>> begin RECORDS SUPPLIED
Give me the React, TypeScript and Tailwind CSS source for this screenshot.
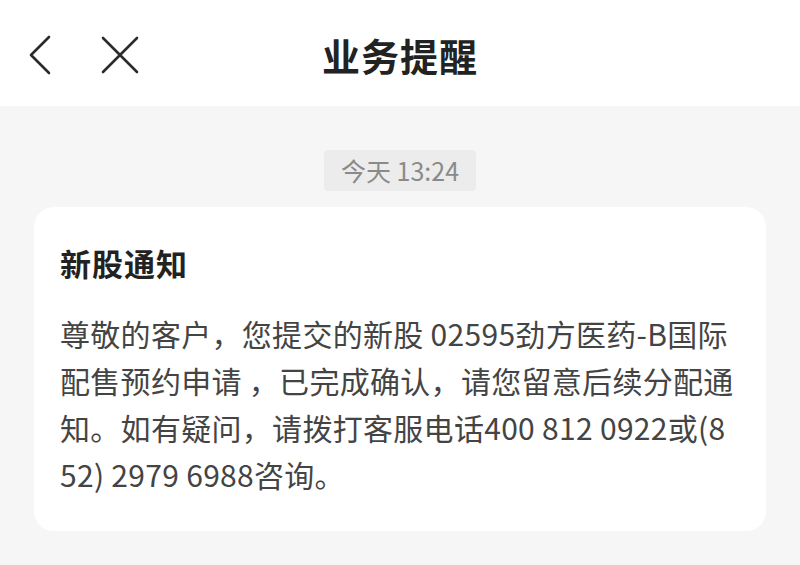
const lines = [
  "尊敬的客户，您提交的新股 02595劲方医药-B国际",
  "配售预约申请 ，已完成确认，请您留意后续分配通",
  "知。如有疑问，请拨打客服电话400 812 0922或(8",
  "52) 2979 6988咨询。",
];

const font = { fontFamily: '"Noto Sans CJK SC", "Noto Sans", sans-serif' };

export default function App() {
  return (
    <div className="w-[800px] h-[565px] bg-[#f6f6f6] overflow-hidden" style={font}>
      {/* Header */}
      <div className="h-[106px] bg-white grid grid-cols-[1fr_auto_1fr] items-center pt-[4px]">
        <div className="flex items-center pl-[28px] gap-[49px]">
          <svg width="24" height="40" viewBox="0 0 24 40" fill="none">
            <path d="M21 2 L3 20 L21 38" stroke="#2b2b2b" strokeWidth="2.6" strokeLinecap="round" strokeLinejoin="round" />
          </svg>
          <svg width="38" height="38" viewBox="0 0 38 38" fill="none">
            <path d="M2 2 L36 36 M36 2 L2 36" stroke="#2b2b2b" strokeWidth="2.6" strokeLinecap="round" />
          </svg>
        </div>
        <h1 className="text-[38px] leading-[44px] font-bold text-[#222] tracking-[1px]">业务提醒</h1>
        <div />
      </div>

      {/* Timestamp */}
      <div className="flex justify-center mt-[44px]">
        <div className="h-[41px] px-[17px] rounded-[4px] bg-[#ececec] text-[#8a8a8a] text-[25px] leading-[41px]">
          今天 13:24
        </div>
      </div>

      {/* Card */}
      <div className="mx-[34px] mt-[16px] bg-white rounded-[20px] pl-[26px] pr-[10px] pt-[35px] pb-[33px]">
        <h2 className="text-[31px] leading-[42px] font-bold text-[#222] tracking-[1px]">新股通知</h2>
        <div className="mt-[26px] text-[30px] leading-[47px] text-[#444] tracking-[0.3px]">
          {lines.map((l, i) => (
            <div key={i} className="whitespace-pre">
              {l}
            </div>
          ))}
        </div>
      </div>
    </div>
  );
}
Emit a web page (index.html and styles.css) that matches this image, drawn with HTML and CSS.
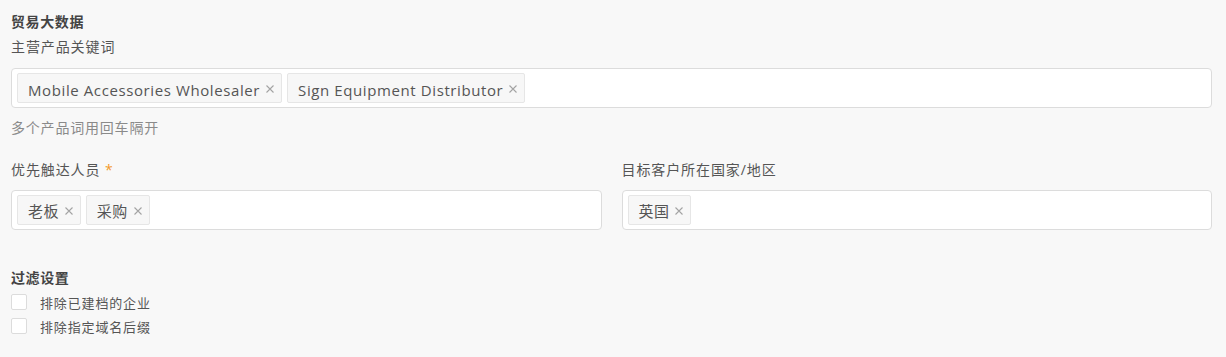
>> end RECORDS SUPPLIED
>> begin RECORDS SUPPLIED
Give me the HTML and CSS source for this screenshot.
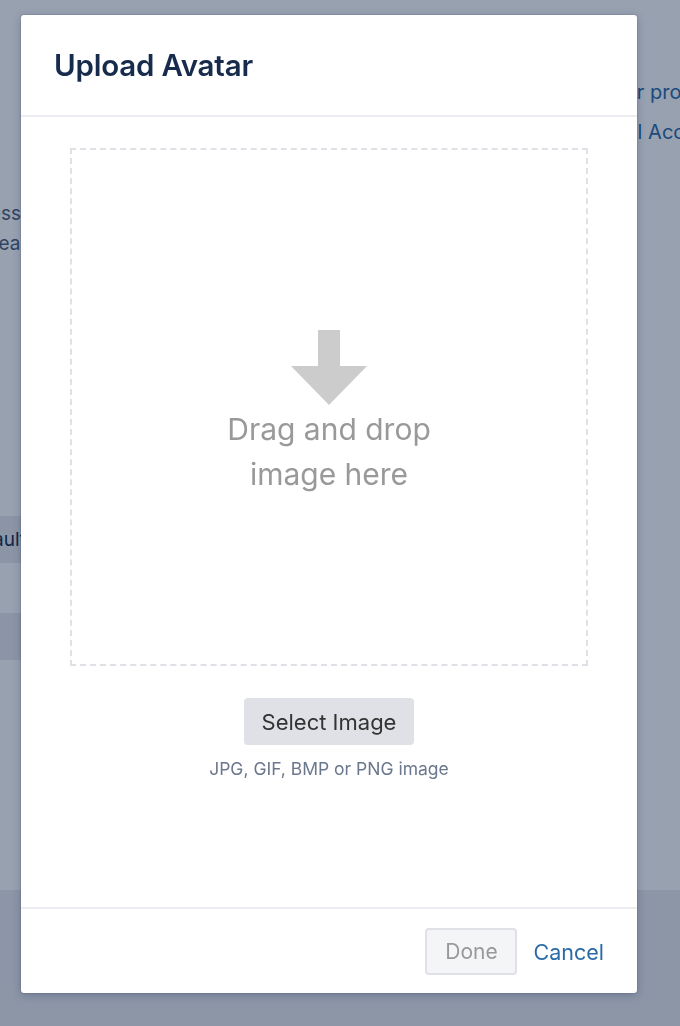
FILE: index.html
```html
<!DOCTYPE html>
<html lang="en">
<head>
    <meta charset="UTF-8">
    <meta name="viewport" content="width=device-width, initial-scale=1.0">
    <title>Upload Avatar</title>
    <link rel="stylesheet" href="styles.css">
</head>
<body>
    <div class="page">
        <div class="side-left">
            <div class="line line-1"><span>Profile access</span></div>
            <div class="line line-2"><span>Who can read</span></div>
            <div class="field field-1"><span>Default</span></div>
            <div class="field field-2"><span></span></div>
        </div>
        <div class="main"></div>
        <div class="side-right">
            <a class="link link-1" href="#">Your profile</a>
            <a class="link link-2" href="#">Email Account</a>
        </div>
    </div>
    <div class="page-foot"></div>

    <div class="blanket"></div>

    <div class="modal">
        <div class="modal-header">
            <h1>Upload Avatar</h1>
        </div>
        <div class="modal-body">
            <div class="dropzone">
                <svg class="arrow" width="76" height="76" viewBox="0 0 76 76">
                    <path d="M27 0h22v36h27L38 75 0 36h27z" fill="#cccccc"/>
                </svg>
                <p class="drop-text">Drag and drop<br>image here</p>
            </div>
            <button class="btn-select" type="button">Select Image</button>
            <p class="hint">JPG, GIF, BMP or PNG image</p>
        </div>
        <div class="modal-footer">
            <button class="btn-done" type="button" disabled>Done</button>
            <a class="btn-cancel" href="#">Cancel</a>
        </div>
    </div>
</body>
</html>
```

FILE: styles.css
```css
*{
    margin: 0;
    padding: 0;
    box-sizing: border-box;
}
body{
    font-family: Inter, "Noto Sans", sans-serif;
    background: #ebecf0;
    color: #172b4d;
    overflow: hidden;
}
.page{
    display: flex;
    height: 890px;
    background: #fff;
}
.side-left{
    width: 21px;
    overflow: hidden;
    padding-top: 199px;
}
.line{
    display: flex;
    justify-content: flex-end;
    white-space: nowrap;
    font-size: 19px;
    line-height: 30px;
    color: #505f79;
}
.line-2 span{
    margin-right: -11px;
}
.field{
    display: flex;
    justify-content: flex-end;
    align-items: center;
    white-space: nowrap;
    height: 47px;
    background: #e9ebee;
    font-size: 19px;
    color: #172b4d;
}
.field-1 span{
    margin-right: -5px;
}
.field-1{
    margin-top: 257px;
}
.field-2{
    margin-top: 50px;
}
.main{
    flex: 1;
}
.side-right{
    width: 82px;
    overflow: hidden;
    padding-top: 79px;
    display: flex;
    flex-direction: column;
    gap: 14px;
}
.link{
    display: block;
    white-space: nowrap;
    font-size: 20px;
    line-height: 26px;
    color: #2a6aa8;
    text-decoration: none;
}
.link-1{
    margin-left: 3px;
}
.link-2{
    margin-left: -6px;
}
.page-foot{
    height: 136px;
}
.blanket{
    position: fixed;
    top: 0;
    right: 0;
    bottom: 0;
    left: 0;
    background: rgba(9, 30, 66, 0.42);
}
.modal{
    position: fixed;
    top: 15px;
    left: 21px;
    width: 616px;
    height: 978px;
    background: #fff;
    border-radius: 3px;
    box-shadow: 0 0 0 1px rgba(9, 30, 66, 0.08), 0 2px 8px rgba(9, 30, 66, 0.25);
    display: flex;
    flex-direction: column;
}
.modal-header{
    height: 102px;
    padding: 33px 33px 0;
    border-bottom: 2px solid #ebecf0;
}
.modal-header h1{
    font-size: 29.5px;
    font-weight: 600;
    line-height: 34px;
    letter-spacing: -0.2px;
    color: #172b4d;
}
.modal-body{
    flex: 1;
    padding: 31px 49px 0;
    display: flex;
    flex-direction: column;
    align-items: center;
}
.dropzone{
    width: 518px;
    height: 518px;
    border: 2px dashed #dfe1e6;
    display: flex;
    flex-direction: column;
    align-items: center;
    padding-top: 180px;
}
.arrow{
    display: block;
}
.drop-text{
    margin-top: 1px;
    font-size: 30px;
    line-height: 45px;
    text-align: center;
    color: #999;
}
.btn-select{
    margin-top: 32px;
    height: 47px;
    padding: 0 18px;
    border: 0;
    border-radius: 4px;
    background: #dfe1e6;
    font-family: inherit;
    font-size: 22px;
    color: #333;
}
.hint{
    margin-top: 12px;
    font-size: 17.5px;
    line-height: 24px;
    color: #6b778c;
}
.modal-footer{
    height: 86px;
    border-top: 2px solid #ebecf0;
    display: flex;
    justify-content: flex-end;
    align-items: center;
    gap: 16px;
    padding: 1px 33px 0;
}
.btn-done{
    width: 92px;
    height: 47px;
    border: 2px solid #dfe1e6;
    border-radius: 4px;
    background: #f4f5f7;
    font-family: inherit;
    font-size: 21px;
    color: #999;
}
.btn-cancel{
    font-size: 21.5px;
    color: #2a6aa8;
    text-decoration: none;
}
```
>> end RECORDS SUPPLIED
TASK STATEMENT. Give again, word for word, the part that opens with the line containing "Give me the React, TypeScript" and closes with the one containing "Emit a web page". Include both of those lines and skip all pictures.

RESULT OF THE EXERCISE.
Give me the React, TypeScript and Tailwind CSS source for this screenshot.
const lines = [
  "尊敬的客户，您提交的新股 02595劲方医药-B国际",
  "配售预约申请 ，已完成确认，请您留意后续分配通",
  "知。如有疑问，请拨打客服电话400 812 0922或(8",
  "52) 2979 6988咨询。",
];

const font = { fontFamily: '"Noto Sans CJK SC", "Noto Sans", sans-serif' };

export default function App() {
  return (
    <div className="w-[800px] h-[565px] bg-[#f6f6f6] overflow-hidden" style={font}>
      {/* Header */}
      <div className="h-[106px] bg-white grid grid-cols-[1fr_auto_1fr] items-center pt-[4px]">
        <div className="flex items-center pl-[28px] gap-[49px]">
          <svg width="24" height="40" viewBox="0 0 24 40" fill="none">
            <path d="M21 2 L3 20 L21 38" stroke="#2b2b2b" strokeWidth="2.6" strokeLinecap="round" strokeLinejoin="round" />
          </svg>
          <svg width="38" height="38" viewBox="0 0 38 38" fill="none">
            <path d="M2 2 L36 36 M36 2 L2 36" stroke="#2b2b2b" strokeWidth="2.6" strokeLinecap="round" />
          </svg>
        </div>
        <h1 className="text-[38px] leading-[44px] font-bold text-[#222] tracking-[1px]">业务提醒</h1>
        <div />
      </div>

      {/* Timestamp */}
      <div className="flex justify-center mt-[44px]">
        <div className="h-[41px] px-[17px] rounded-[4px] bg-[#ececec] text-[#8a8a8a] text-[25px] leading-[41px]">
          今天 13:24
        </div>
      </div>

      {/* Card */}
      <div className="mx-[34px] mt-[16px] bg-white rounded-[20px] pl-[26px] pr-[10px] pt-[35px] pb-[33px]">
        <h2 className="text-[31px] leading-[42px] font-bold text-[#222] tracking-[1px]">新股通知</h2>
        <div className="mt-[26px] text-[30px] leading-[47px] text-[#444] tracking-[0.3px]">
          {lines.map((l, i) => (
            <div key={i} className="whitespace-pre">
              {l}
            </div>
          ))}
        </div>
      </div>
    </div>
  );
}
Emit a web page (index.html and styles.css) that matches this image, drawn with HTML and CSS.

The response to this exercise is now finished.